It was about 5 a.m. at this end of the Arabian Peninsula when Tim Tebow hooked up with Demaryius Thomas on the 80-yard scoring pass on the first play of overtime, beating the Pittsburgh Steelers 29-23 in the playoffs.
By the time I got to the offices of The National later in the morning, something odd was happening.
People were talking about Tim Tebow. And not just the Americans.
Such is the Legend of Tim Tebow that he prompts conversation, speculation and cogitation some 8,000 miles from Denver. In a country where even most of the Westerners know little or nothing about “American football.”
Around noon, an English guy from east London who works in the business section came over to me, in sports. Up till that moment I knew him to be interested only in the West Ham soccer team, which is located in the Cockney part of town. But he wanted to know if I had heard when a replay of the Broncos-Steelers game would be shown locally.
“I heard that it was a real cracker of a game,” he said.
As the day went on, a guy from Scotland had the winning play up on his computer, and a guy from England was looking over his shoulder, and they were talking about how this Tebow guy was really clutch, and one of them later asked me what I thought about it all.
(I said that it seemed like the Steelers were so worried about stopping the run that they were showing a lot of single coverage in the secondary, which made it easy for Thomas to get open.)
Someone else took issue with “this 80-yard pass … he didn’t throw the ball 80 yards.
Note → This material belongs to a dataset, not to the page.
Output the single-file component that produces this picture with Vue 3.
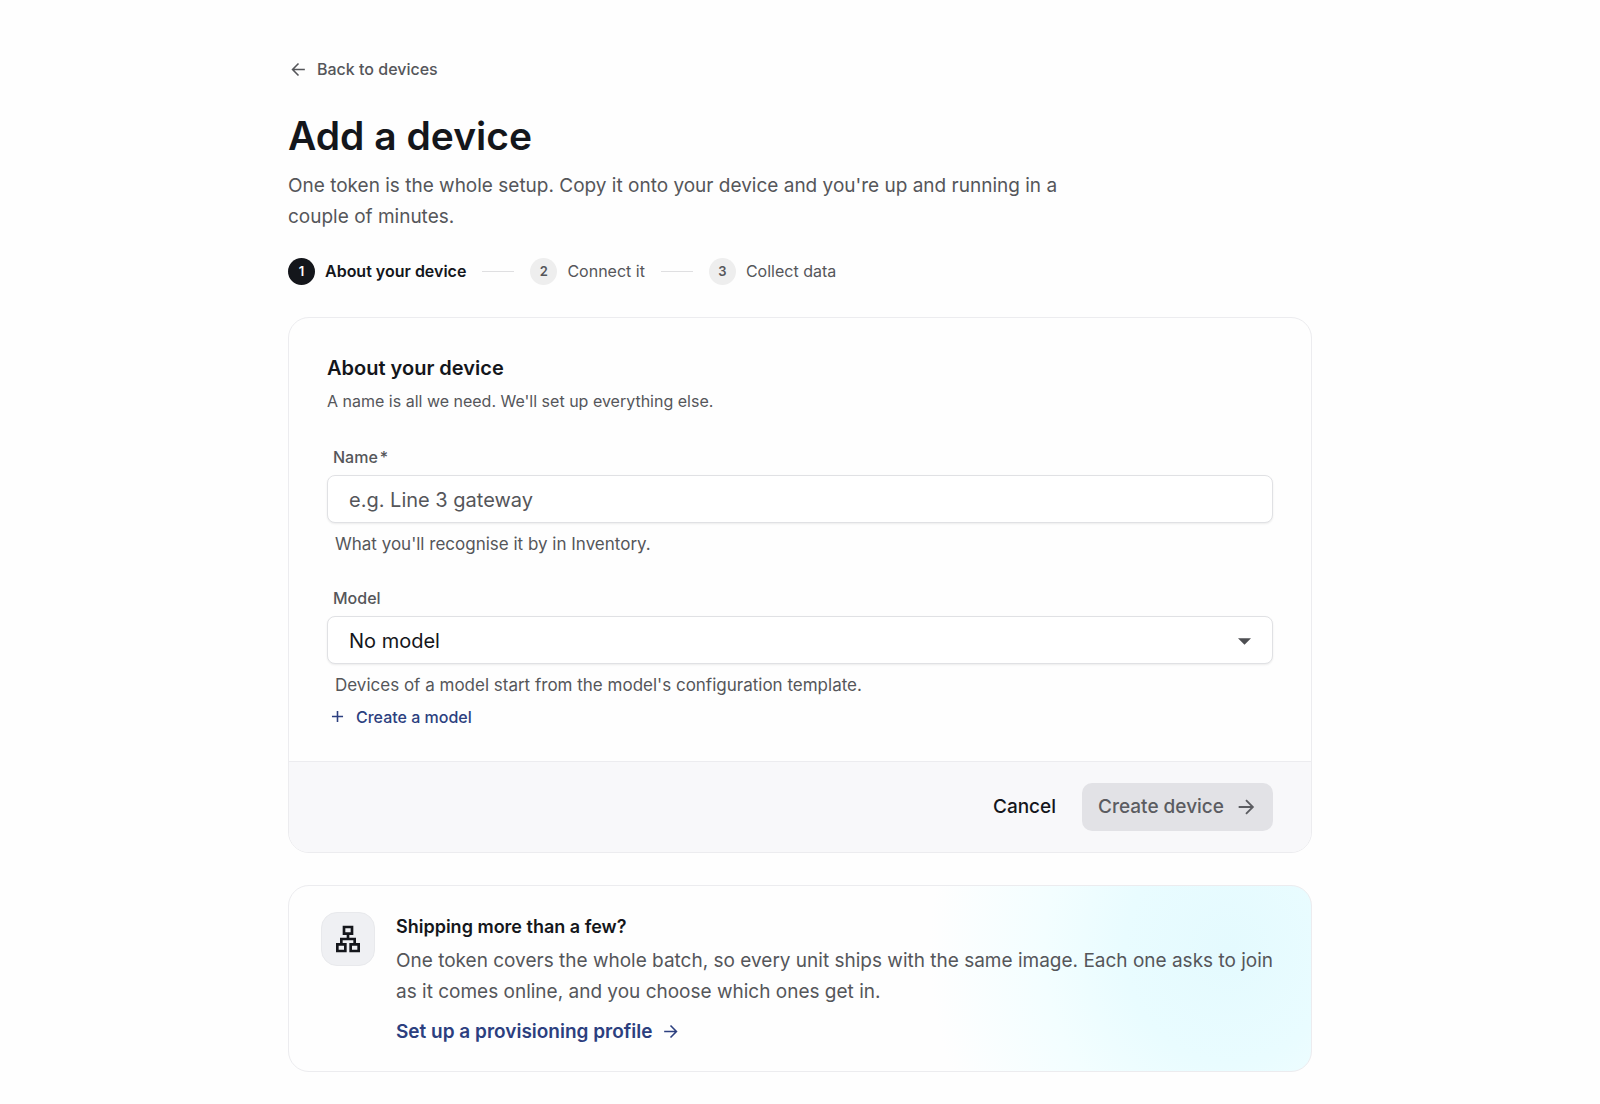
<script setup>
import { ref } from 'vue'

const steps = ['About your device', 'Connect it', 'Collect data']
const current = ref(0)
const name = ref('')
const model = ref('none')
</script>

<template>
  <main class="page">
    <a class="back" href="#devices">
      <svg class="icon" viewBox="0 0 24 24" aria-hidden="true"><path d="M20 12H5M12 4.500 4.500 12l7.500 7.500" /></svg>
      Back to devices
    </a>

    <h1>Add a device</h1>
    <p class="intro">One token is the whole setup. Copy it onto your device and you're up and running in a couple of minutes.</p>

    <ol class="steps">
      <li v-for="(step, i) in steps" :key="step" :class="{ active: i === current }">
        <span class="num">{{ i + 1 }}</span>
        <span>{{ step }}</span>
      </li>
    </ol>

    <form class="card" @submit.prevent>
      <div class="body">
        <h2>About your device</h2>
        <p class="sub">A name is all we need. We'll set up everything else.</p>

        <div class="field">
          <label for="name">Name<span class="star">*</span></label>
          <input id="name" v-model="name" type="text" placeholder="e.g. Line 3 gateway" />
          <p class="hint">What you'll recognise it by in Inventory.</p>
        </div>

        <div class="field">
          <label for="model">Model</label>
          <div class="select">
            <select id="model" v-model="model">
              <option value="none">No model</option>
            </select>
            <svg viewBox="0 0 12 6" aria-hidden="true"><path d="M0 0h12L6 6z" /></svg>
          </div>
          <p class="hint">Devices of a model start from the model's configuration template.</p>
        </div>

        <button class="create-model" type="button">
          <svg class="icon" viewBox="0 0 24 24" aria-hidden="true"><path d="M12 5v14M5 12h14" /></svg>
          Create a model
        </button>
      </div>

      <footer>
        <button class="cancel" type="button">Cancel</button>
        <button class="submit" type="submit" disabled>
          Create device
          <svg class="icon" viewBox="0 0 24 24" aria-hidden="true"><path d="M4 12h15M12 4.500l7.500 7.500-7.500 7.500" /></svg>
        </button>
      </footer>
    </form>

    <section class="card promo">
      <div class="tile">
        <svg viewBox="0 0 24 24" aria-hidden="true">
          <path fill-rule="evenodd" d="M13 22h8v-7h-3v-4h-5V9h3V2H8v7h3v2H6v4H3v7h8v-7H8v-2h8v2h-3v7zM10 7V4h4v3h-4zM9 17v3H5v-3h4zM19 17v3h-4v-3h4z" />
        </svg>
      </div>
      <div class="copy">
        <h3>Shipping more than a few?</h3>
        <p>One token covers the whole batch, so every unit ships with the same image. Each one asks to join as it comes online, and you choose which ones get in.</p>
        <a href="#provisioning">
          Set up a provisioning profile
          <svg class="icon" viewBox="0 0 24 24" aria-hidden="true"><path d="M4 12h15M12 4.500l7.500 7.500-7.500 7.500" /></svg>
        </a>
      </div>
    </section>
  </main>
</template>

<style>
body {
  margin: 0;
  background: #fefefe;
}
</style>

<style scoped>
* {
  box-sizing: border-box;
}

.page {
  max-width: 1024px;
  margin: 0 auto;
  padding: 56px 0 32px;
  font-family: Inter, "Liberation Sans", sans-serif;
  font-size: 16px;
  line-height: 24px;
  color: #14161b;
}

h1,
h2,
h3,
p,
ol {
  margin: 0;
  padding: 0;
}

button,
input,
select {
  font: inherit;
  color: inherit;
}

button {
  border: 0;
  background: none;
}

a {
  text-decoration: none;
}

.icon {
  flex: none;
  width: 19px;
  height: 19px;
  fill: none;
  stroke: currentColor;
  stroke-width: 2;
}

.back {
  display: inline-flex;
  align-items: center;
  gap: 9px;
  padding: 1px;
  font-weight: 500;
  color: #55565a;
}

h1 {
  margin-top: 27px;
  font-size: 39px;
  line-height: 48px;
  font-weight: 600;
}

.intro {
  max-width: 800px;
  margin-top: 10px;
  font-size: 19px;
  line-height: 31px;
  color: #55565a;
}

.steps {
  display: flex;
  align-items: center;
  margin-top: 26px;
  list-style: none;
  color: #55565a;
}

.steps li {
  display: flex;
  align-items: center;
  gap: 10px;
}

.steps li + li::before {
  content: "";
  width: 32px;
  height: 1px;
  margin: 0 6px 0 16px;
  background: #dfdfe1;
}

.num {
  display: grid;
  place-items: center;
  width: 27px;
  height: 27px;
  border-radius: 50%;
  background: #eeeeee;
  font-size: 13px;
  font-weight: 600;
}

.active {
  font-weight: 600;
  color: #14161b;
}

.active .num {
  background: #14161b;
  color: #ffffff;
}

.card {
  margin-top: 32px;
  border: 1px solid #ececef;
  border-radius: 21px;
  overflow: hidden;
}

.body {
  padding: 36px 38px 32px;
}

h2 {
  font-size: 20px;
  line-height: 28px;
  font-weight: 600;
}

.sub {
  margin-top: 7px;
  color: #55565a;
}

.field {
  display: flex;
  flex-direction: column;
  margin-top: 32px;
}

.field + .field {
  margin-top: 30px;
}

label {
  padding-left: 6px;
  font-weight: 500;
  color: #55565a;
}

.star {
  margin-left: 2px;
}

input,
select {
  width: 100%;
  height: 48px;
  padding: 2px 21px 0;
  border: 1px solid #e0e1e4;
  border-radius: 8px;
  background: #ffffff;
  box-shadow: 0 1px 2px rgba(20, 22, 27, 0.08);
  font-size: 20px;
}

input {
  margin-top: 6px;
}

input::placeholder {
  color: #55565a;
  opacity: 1;
}

select {
  appearance: none;
}

.select {
  position: relative;
  margin-top: 6px;
}

.select svg {
  position: absolute;
  top: 22px;
  right: 22px;
  width: 13px;
  height: 7px;
  fill: #4d4e52;
  pointer-events: none;
}

.hint {
  margin-top: 9px;
  padding-left: 8px;
  font-size: 17px;
  color: #55565a;
}

.create-model {
  display: flex;
  align-items: center;
  gap: 9px;
  margin-top: 8px;
  padding: 0 1px;
  font-weight: 500;
  color: #2c3f7f;
}

footer {
  display: flex;
  justify-content: flex-end;
  gap: 10px;
  padding: 21px 38px;
  border-top: 1px solid #ececef;
  background: #f8f8fa;
  font-size: 19px;
}

footer button {
  height: 48px;
  padding: 0 16px;
  border-radius: 10px;
  font-weight: 500;
}

.submit {
  display: flex;
  align-items: center;
  gap: 11px;
  background: #e2e2e6;
  color: #5b5c61;
}

.submit .icon {
  width: 22px;
  height: 22px;
}

.promo {
  display: flex;
  gap: 21px;
  padding: 26px 32px 24px;
  background: radial-gradient(300px 320px at 92% 35%, #e4fafe 0%, #e9fcff 35%, #f3feff 62%, #fefefe 100%);
}

.tile {
  display: grid;
  flex: none;
  place-items: center;
  width: 54px;
  height: 54px;
  border: 1px solid #e8e9ec;
  border-radius: 16px;
  background: #eff0f3;
}

.tile svg {
  width: 32px;
  height: 32px;
  fill: #14161b;
}

.copy {
  font-size: 19px;
  line-height: 31px;
}

h3 {
  font-size: 18px;
  line-height: 30px;
  font-weight: 600;
}

.copy p {
  margin-top: 3px;
  color: #55565a;
}

.copy a {
  display: inline-flex;
  align-items: center;
  gap: 9px;
  margin-top: 9px;
  font-weight: 600;
  color: #2c3f7f;
}
</style>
So why do they call it an 80-yard pass?”
(Another American explained that a pass play is measured by how many yards it gains, not by how far the ball travels in the air. “Looks like he passed it about 10 yards.” Said the Yank: “No, it’s more like 30.”)
Mind, any long discussion about the NFL … it just doesn’t happen here unless you’re talking to a Yank or a Canuck.
And someone else asked me when Tebow would be playing next.
I would not have you believe that the Arabs and the south Asians in the UAE have the slightest idea what Tim Tebow is up to. They do not.
But awareness among Westerners is rising. Aussies, Irish, South Africans, Germans …
Tim Tebow is creating a kind of global “expat Western” buzz. A Briton asked me, “Do you think he can beat New England?”
After marveling, again, that Europeans cared, I said, “I don’t know, but at this point I wouldn’t bet against him.”
1 response so far ↓
1 Chuck Hickey // Jan 9, 2012 at 7:52 PM
I have never been in a louder stadium — and I’ve been in a lot of them. Incredible game — and ending.